I said that I understood that the company went down because it hadn't got the reserves (any more) to withstand losses of various types and you implied it was the employees fault that they were entitled to wages and the redundancy provisions in their contracts. What has that got to do with the company's failure? My point was that if instead of "returning" money to shareholders the company had held on to it then it might have survived.
It might have been a Radio 4 Analysis-type documentary programme that explained the problems caused by the raiding of corporate reserves and the subsequent disasters when companies purchased turned out to be hollow shells.

I'm not convinced that a substantial amount of the cash reserves was paid out to shareholders. You've claimed that it was in the basis of a half remembered magazine article or radio programme. I'd prefer something more substantial like the annual reports and accounts for the period in question. I think it's agreed that some of it went on acquisitions so that ended up with the previous owners of those companies.
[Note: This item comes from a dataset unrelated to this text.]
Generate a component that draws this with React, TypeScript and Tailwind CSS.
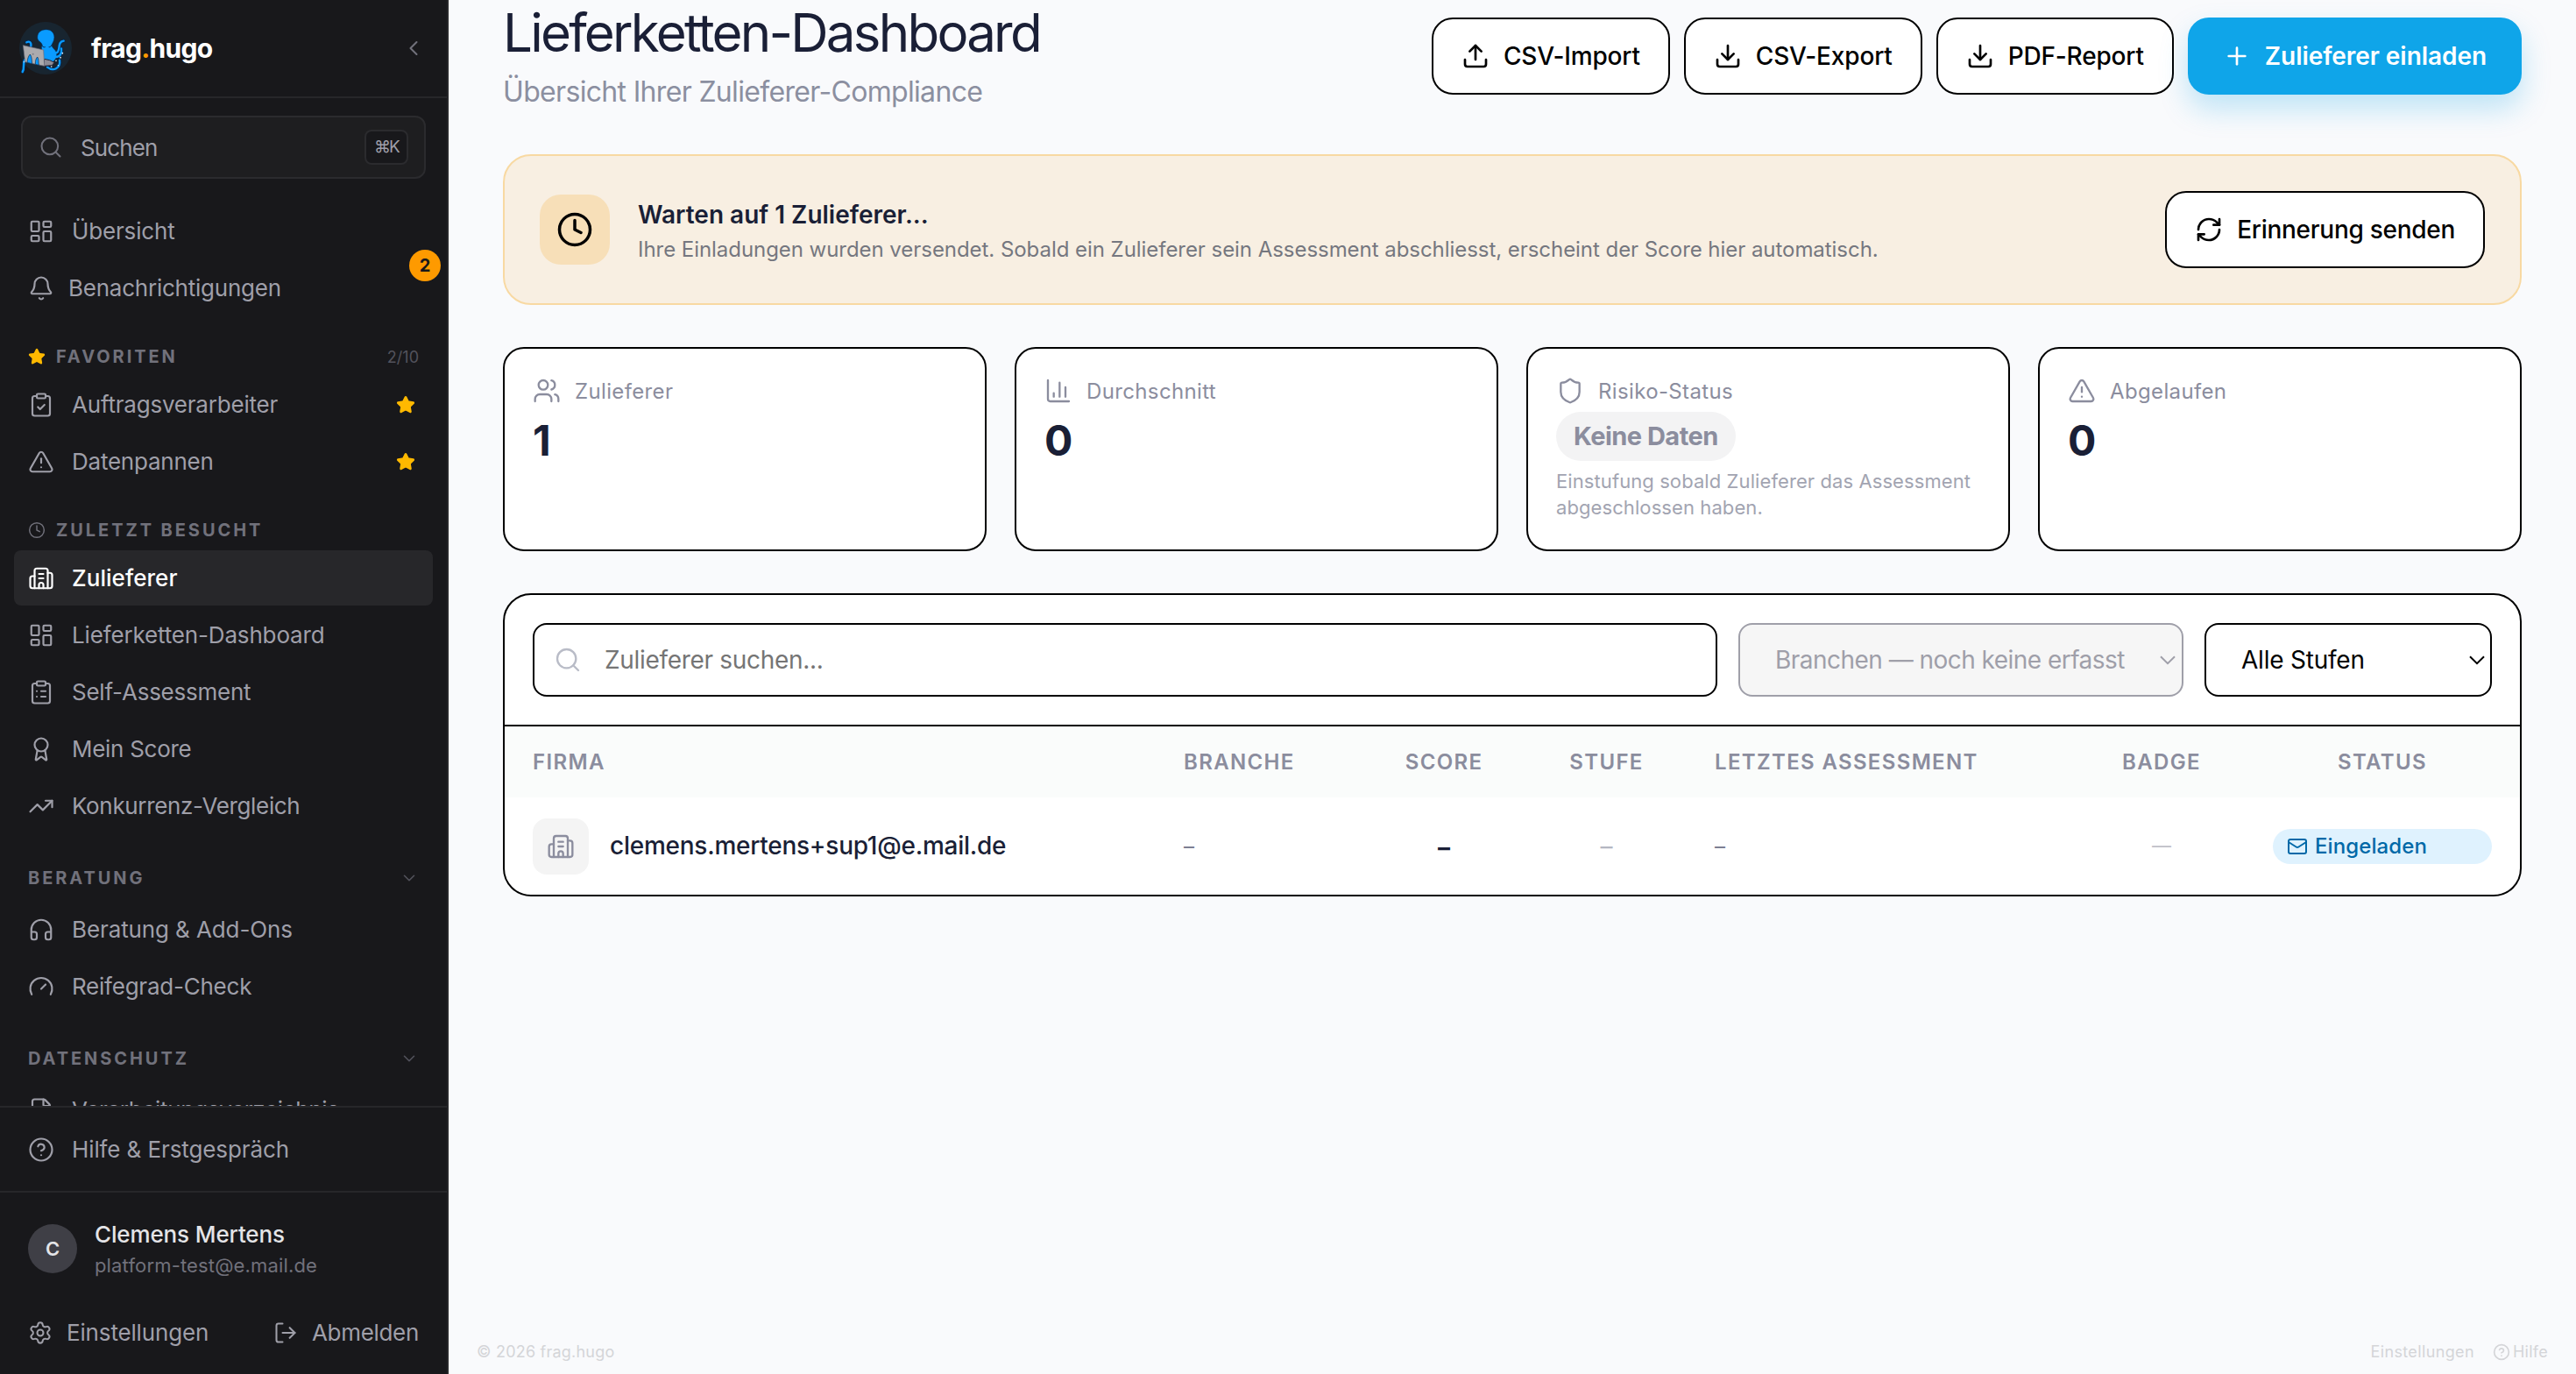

*If* substantial dividends were being paid I'd expect that to boost the share price but in fact it collapsed.

I didn't say it was the employees fault that they expected wages and so on. I meant that because some of the cash reserves were used to keep loss-making operations going they had jobs for longer than they otherwise would have. Isn't that what you mean by 'having a cushion against hard times'?

Edited to add that those cash reserves belonged to the shareholders and they would have been quite entitled to claim them if they decided to.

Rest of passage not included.